James Madison and other Framers of the Constitution had their concerns about the potential excesses of democracy -- thus explaining the six-year Senate terms and the intricate system of checks and balances -- but they also trusted in democracy and the ability of the people's government to fashion national solutions to serious problems.
That was one of the reasons Madison and the Framers granted Congress an unlimited power to regulate interstate commerce, trusting that political leaders operating within the democratic process would recognize the needs of their time and apply this broad authority as necessary "to promote the general Welfare" of the American people.
But the spectacle that has unfolded over the past three days before the U.S. Supreme Court marks an historic reversal of this longstanding trust in democracy, as the Court's narrow right-wing majority prepares to eviscerate the Commerce Clause as part of a broader assault on the principles of representative democracy -- and on the Framers' philosophical belief in the value of government itself.
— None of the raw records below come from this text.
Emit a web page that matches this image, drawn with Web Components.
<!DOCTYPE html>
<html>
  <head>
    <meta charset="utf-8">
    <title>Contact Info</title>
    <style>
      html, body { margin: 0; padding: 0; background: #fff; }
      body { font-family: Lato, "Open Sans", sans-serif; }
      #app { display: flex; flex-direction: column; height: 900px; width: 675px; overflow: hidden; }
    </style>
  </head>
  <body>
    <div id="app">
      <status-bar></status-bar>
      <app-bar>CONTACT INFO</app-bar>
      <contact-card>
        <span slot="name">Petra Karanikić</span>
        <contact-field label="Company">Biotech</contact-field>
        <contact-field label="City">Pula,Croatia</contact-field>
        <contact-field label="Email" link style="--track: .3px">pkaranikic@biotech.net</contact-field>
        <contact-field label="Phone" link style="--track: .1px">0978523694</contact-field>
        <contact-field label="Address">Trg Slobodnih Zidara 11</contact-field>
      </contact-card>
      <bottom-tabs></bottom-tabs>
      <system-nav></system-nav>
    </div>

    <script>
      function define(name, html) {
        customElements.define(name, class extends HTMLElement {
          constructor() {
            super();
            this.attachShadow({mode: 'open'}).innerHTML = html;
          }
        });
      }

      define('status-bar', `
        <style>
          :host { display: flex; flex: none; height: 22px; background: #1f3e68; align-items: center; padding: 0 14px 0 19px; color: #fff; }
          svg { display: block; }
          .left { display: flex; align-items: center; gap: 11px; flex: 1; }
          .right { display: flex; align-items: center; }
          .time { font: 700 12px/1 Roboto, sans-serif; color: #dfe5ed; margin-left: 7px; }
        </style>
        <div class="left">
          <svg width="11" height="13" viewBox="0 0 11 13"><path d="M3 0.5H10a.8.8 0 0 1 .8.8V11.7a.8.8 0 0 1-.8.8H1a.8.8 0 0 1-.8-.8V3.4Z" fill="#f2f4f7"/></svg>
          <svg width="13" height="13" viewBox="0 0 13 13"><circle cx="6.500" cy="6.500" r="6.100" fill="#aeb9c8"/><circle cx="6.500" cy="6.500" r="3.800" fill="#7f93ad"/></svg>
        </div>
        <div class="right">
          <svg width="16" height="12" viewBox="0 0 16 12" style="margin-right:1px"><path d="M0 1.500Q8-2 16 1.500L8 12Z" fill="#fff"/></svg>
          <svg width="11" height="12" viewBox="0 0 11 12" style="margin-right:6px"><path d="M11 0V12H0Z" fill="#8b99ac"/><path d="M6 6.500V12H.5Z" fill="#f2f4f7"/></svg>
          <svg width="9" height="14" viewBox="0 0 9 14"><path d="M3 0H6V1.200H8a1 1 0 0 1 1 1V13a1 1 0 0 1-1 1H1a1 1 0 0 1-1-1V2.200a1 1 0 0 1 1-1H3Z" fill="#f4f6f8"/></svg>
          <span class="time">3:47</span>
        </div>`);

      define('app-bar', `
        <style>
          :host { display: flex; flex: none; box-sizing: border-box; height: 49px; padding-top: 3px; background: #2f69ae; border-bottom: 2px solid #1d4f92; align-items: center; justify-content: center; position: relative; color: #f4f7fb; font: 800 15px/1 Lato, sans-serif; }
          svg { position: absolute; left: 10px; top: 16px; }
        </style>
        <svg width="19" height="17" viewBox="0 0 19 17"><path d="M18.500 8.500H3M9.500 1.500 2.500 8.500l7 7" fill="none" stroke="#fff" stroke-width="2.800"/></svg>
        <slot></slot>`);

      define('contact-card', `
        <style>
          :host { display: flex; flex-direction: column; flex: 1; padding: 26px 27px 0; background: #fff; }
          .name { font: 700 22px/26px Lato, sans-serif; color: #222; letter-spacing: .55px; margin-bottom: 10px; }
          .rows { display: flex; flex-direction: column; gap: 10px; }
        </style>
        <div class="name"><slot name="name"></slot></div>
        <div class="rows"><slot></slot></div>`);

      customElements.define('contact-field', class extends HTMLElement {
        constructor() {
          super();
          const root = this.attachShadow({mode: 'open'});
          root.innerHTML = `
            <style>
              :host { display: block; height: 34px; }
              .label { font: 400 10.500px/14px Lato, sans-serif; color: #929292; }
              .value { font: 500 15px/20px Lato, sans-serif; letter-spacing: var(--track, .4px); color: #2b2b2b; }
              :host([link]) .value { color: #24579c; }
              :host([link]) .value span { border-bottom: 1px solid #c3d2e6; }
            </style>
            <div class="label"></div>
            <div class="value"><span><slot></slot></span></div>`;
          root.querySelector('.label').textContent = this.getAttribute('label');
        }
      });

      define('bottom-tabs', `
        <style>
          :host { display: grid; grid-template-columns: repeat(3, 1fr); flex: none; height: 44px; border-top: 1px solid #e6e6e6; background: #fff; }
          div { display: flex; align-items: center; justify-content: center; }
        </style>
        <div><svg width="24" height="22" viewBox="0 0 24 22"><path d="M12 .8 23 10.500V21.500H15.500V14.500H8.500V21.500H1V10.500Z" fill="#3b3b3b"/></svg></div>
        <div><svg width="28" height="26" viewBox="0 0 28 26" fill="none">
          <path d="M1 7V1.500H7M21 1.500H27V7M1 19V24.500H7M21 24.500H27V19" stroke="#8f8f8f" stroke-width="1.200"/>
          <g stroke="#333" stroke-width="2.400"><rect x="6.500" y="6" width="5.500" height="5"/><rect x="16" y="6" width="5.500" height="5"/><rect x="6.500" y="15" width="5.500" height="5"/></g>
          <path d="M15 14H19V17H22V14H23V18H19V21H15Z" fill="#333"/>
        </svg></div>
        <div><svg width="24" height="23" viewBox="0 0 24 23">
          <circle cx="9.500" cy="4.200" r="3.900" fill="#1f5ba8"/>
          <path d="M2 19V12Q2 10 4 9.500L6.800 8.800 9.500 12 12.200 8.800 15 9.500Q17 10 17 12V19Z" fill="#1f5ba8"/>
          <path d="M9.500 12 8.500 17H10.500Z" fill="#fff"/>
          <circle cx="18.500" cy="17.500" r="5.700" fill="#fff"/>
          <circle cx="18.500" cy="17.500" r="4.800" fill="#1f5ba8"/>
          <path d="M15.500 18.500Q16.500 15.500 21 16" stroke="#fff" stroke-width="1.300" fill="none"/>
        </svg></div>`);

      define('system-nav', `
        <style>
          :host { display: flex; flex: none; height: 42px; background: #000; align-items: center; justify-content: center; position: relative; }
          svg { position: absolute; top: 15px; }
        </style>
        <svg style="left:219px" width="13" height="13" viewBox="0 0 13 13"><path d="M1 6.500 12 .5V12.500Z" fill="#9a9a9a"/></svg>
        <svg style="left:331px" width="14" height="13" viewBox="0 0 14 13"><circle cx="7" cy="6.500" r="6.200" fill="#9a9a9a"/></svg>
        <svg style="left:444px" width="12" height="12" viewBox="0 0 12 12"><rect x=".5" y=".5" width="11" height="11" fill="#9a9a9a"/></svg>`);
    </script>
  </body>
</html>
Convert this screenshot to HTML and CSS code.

These five Republican justices -- John Roberts, Antonin Scalia, Clarence Thomas, Anthony Kennedy and Samuel Alito -- appear poised to effectively rewrite the Constitution's Commerce Clause in order to justify thwarting the judgment of elected officials who enacted the Affordable Care Act in 2010.
If the GOP Five continue on this presumed course toward striking down "Obamacare," it also would become the latest front in what looks to be a right-wing judicial war on democracy -- with the Supreme Court's Republicans serving not as fair-minded arbiters of the Constitution but as a black-robed rear-guard of an ideological army.
Bush v. Gore
The first major battle of this judicial war on democracy was the Bush v. Gore decision in December 2000, overturning the will of the American electorate, which favored Al Gore both nationally and apparently in the key state of Florida.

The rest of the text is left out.